Mr Humphries: Why is that a breach of standing orders?

MR STANHOPE: It is that he went on and on forever with irrelevancies, defamed the secretary of the ANF, used the opportunity of a dorothy dixer to attack her personally, did not remain relevant to the question that was asked, dealt with extraneous matters, irrelevancies, and used parliamentary privilege to launch a personal attack on the secretary of the ANF, somebody that he was not having much success with in other negotiations. That was the catalyst.

Mr Kaine had had enough and said some things in the heat of the moment, and then we had the repercussions of which we are all very much aware. As I say, the government's response to that was not to come into this place and defend its Speaker. It was to come into this place and, through this stunt, seek to deflect attention from the fact that it had failed, that it had not behaved appropriately, that it had not managed to maintain control of the place and that the Manager of Government Business forgot to count, that the political genius in the joint, in the heat of the moment, forgot to look at the numbers.

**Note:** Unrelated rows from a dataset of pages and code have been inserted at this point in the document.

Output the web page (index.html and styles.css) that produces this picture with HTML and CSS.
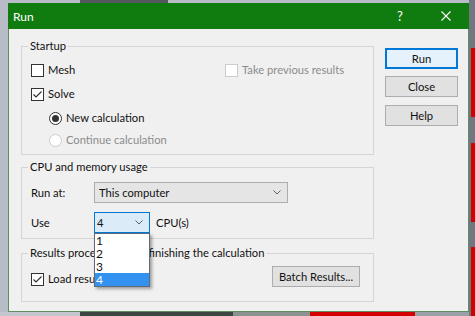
FILE: index.html
```html
<!DOCTYPE html>
<html lang="en">
<head>
  <meta charset="UTF-8">
  <title>Run</title>
  <link rel="stylesheet" href="styles.css">
</head>
<body>

<div class="desktop">
  <div class="bg-top-dark"></div>
  <div class="bg-right">
    <div class="red r1"></div>
    <div class="red r2"></div>
    <div class="red r3"></div>
  </div>
  <div class="bg-bottom">
    <div class="seg s1"></div>
    <div class="seg s2"></div>
    <div class="seg s3"></div>
    <div class="seg s4"></div>
    <div class="seg s5"></div>
  </div>
</div>

<div class="window">
  <div class="titlebar">
    <span class="title">Run</span>
    <span class="caption-btn">?</span>
    <span class="caption-btn">
      <svg width="10" height="10" viewBox="0 0 10 10"><path d="M0.5 0.5 L9.5 9.5 M9.5 0.5 L0.5 9.5" stroke="#fff" stroke-width="1.1"/></svg>
    </span>
  </div>

  <div class="client">
    <div class="groups">

      <fieldset class="group startup">
        <legend>Startup</legend>
        <div class="row">
          <span class="check mesh"><span class="box"></span>Mesh</span>
          <span class="check disabled"><span class="box"></span>Take previous results</span>
        </div>
        <div class="row">
          <span class="check">
            <span class="box">
              <svg width="11" height="11" viewBox="0 0 11 11"><path d="M1.5 5.5 L4 8 L9.5 2.5" fill="none" stroke="#333" stroke-width="1.2"/></svg>
            </span>Solve
          </span>
        </div>
        <div class="row indent">
          <span class="radio on"><span class="dot"></span>New calculation</span>
        </div>
        <div class="row indent continue">
          <span class="radio disabled"><span class="dot"></span>Continue calculation</span>
        </div>
      </fieldset>

      <fieldset class="group cpu">
        <legend>CPU and memory usage</legend>
        <div class="field-row">
          <span class="field-label">Run at:</span>
          <div class="combo wide">
            <span>This computer</span>
            <svg width="8" height="5" viewBox="0 0 8 5"><path d="M0.5 0.5 L4 4 L7.5 0.5" fill="none" stroke="#606060"/></svg>
          </div>
        </div>
        <div class="field-row use-row">
          <span class="field-label">Use</span>
          <div class="combo-wrap">
            <div class="combo open">
              <span>4</span>
              <svg width="8" height="5" viewBox="0 0 8 5"><path d="M0.5 0.5 L4 4 L7.5 0.5" fill="none" stroke="#606060"/></svg>
            </div>
            <ul class="dropdown">
              <li>1</li>
              <li>2</li>
              <li>3</li>
              <li class="selected">4</li>
            </ul>
          </div>
          <span class="unit">CPU(s)</span>
        </div>
      </fieldset>

      <fieldset class="group results">
        <legend>Results processing after finishing the calculation</legend>
        <div class="results-row">
          <span class="check load">
            <span class="box">
              <svg width="11" height="11" viewBox="0 0 11 11"><path d="M1.5 5.5 L4 8 L9.5 2.5" fill="none" stroke="#333" stroke-width="1.2"/></svg>
            </span>Load results
          </span>
          <button class="btn batch">Batch Results...</button>
        </div>
      </fieldset>

    </div>

    <div class="buttons">
      <button class="btn default">Run</button>
      <button class="btn">Close</button>
      <button class="btn help">Help</button>
    </div>
  </div>
</div>

</body>
</html>
```

FILE: styles.css
```css
html, body {
  margin: 0;
  padding: 0;
}

body {
  position: relative;
  width: 475px;
  height: 316px;
  box-sizing: border-box;
  padding: 3px 0 0 8px;
  overflow: hidden;
  background-color: #b8bcc6;
  font-family: Lato, "Liberation Sans", sans-serif;
  font-size: 11.2px;
  color: #111;
}

/* desktop behind the dialog */
.bg-top-dark {
  position: absolute;
  left: 80px;
  top: 0;
  width: 88px;
  height: 3px;
  background: #55585c;
}

.bg-right {
  position: absolute;
  left: 469px;
  top: 0;
  width: 6px;
  height: 316px;
  background: #707682;
}

.red {
  position: absolute;
  left: 2px;
  width: 4px;
  background: #d40000;
}
.r1 { top: 48px; height: 69px; }
.r2 { top: 143px; height: 79px; }
.r3 { top: 247px; height: 69px; }

.bg-bottom {
  position: absolute;
  left: 0;
  top: 312px;
  width: 469px;
  height: 4px;
  display: flex;
}
.seg { height: 4px; }
.s1 { width: 80px; background: #c3c6cc; }
.s2 { width: 153px; background: #3d4640; }
.s3 { width: 77px; background: #8c9292; }
.s4 { width: 105px; background: #d40000; }
.s5 { flex: 1; background: #9aa0a6; }

/* dialog */
.window {
  position: relative;
  width: 461px;
  height: 309px;
  box-sizing: border-box;
  background: #f0f0f0;
  border: 1px solid #5e8f5e;
  border-top: 0;
  display: flex;
  flex-direction: column;
}

.titlebar {
  height: 26px;
  margin: 0 -1px;
  background: #107c10;
  color: #fff;
  display: flex;
  align-items: center;
  font-size: 12px;
}

.title {
  flex: 1;
  padding-left: 5px;
}

.caption-btn {
  width: 46px;
  height: 26px;
  display: flex;
  align-items: center;
  justify-content: center;
  font-size: 13px;
}

.client {
  flex: 1;
  display: flex;
  gap: 11px;
  padding: 10px 0 0 12px;
}

.groups {
  width: 353px;
  display: flex;
  flex-direction: column;
}

.group {
  margin: 0;
  min-width: 0;
  border: 1px solid #d5d5d5;
  padding: 7px 13px 4px 9px;
}

.group legend {
  padding: 0 2px;
  margin-left: -3px;
  line-height: 14px;
}

.cpu { margin-top: 5px; padding-top: 8px; padding-bottom: 5px; }
.results { margin-top: 7px; padding-top: 6px; padding-bottom: 14px; }

/* startup rows */
.row {
  display: flex;
  align-items: center;
  height: 20px;
}
.row + .row { margin-top: 4px; }
.row.continue { margin-top: 2px; }
.row.indent { padding-left: 18px; }

.check, .radio {
  display: flex;
  align-items: center;
  gap: 4px;
  line-height: 14px;
}

.check.mesh { flex: 0 0 194px; }

.box {
  width: 13px;
  height: 13px;
  box-sizing: border-box;
  border: 1px solid #333;
  background: #fff;
  display: flex;
  align-items: center;
  justify-content: center;
}

.radio .dot {
  width: 13px;
  height: 13px;
  box-sizing: border-box;
  border: 1px solid #333;
  border-radius: 50%;
  background: #fff;
  display: flex;
  align-items: center;
  justify-content: center;
}
.radio.on .dot::after {
  content: "";
  width: 7px;
  height: 7px;
  border-radius: 50%;
  background: #333;
}

.disabled { color: #8c8c8c; }
.disabled .box, .disabled .dot { border-color: #cccccc; }

/* cpu rows */
.field-row {
  display: flex;
  align-items: center;
  height: 21px;
}
.use-row { margin-top: 9px; }

.field-label { width: 63px; }

.combo {
  height: 21px;
  box-sizing: border-box;
  border: 1px solid #adadad;
  background: #e5e5e5;
  display: flex;
  align-items: center;
  justify-content: space-between;
  padding: 0 6px 0 4px;
}
.combo.wide { width: 194px; }

.combo-wrap {
  position: relative;
  width: 56px;
}
.combo.open {
  border-color: #0078d7;
  background: #dcebf8;
  padding-left: 2px;
}

.dropdown {
  position: absolute;
  left: 0;
  top: 100%;
  z-index: 2;
  width: 56px;
  margin: 0;
  padding: 0;
  list-style: none;
  box-sizing: border-box;
  border: 1px solid #5f6b78;
  background: #fff;
  box-shadow: 2px 2px 3px rgba(0, 0, 0, 0.35);
}
.dropdown li {
  height: 13px;
  line-height: 13px;
  padding-left: 1px;
  font-size: 12px;
}
.dropdown li.selected {
  background: #3391f0;
  color: #fff;
}

.unit { margin-left: 6px; }

/* results row */
.results-row {
  display: flex;
  justify-content: space-between;
  align-items: flex-end;
}
.check.load { margin-bottom: 1px; }

/* push buttons */
.btn {
  height: 21px;
  margin: 0;
  padding: 0;
  box-sizing: border-box;
  border: 1px solid #adadad;
  background: #e1e1e1;
  font: inherit;
  color: #111;
}
.btn.batch { width: 88px; }

.buttons {
  display: flex;
  flex-direction: column;
  gap: 7px;
  padding-top: 9px;
}
.buttons .btn { width: 73px; }
.btn.default {
  border: 2px solid #0078d7;
  background: #e5f1fb;
}
.btn.help { margin-top: 1px; }
```
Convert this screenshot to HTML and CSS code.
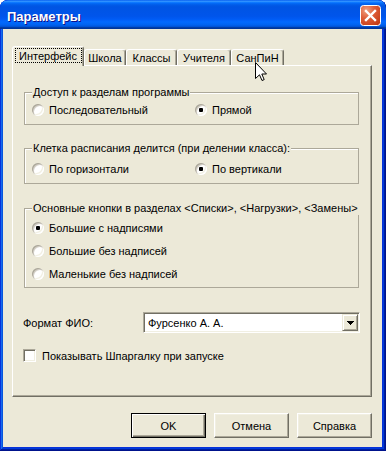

MR WOOD (11.24): Mr Speaker, the weight of numbers has told on the government. On today's look at things, they can suddenly count and this issue is being referred to the Administration and Procedure Committee, where it always should have gone. Next, and belatedly, we will come to deal with confidence in the Speaker. It has been said very effectively by Mr Kaine that the motion which was proposed by Mr Moore and which is to going to the committee did not deal with the problem the Speaker and the Assembly faced. The situation could arise again at any time where the Speaker found lack of support in the Assembly.

This amendment to standing orders does not have a thing to do with that; it will not change it. We could still be here one day without Mr Osborne or someone else or the Speaker's ruling could be voted down. It might make some change to how question time and other proceedings are held, but it does not deal with the problem. It is not unusual for this government not to deal with the problems; it does do a bit of window-dressing. The committee will look at the proposals and make its decisions about them; but the government also has to consider-perhaps in the longer term, but certainly very soon-exactly how it will deal with a situation where the Speaker lacks the confidence of the house. We should get onto that.

I would make the point as an aside that I am not even sure that the Speaker should be in the chair at this moment, because we still have not dealt with the crisis of the last sitting day. We have been here for nearly an hour and that has not been dealt with. He is trying to get onto it.

Mr Humphries: The crisis you helped engineer.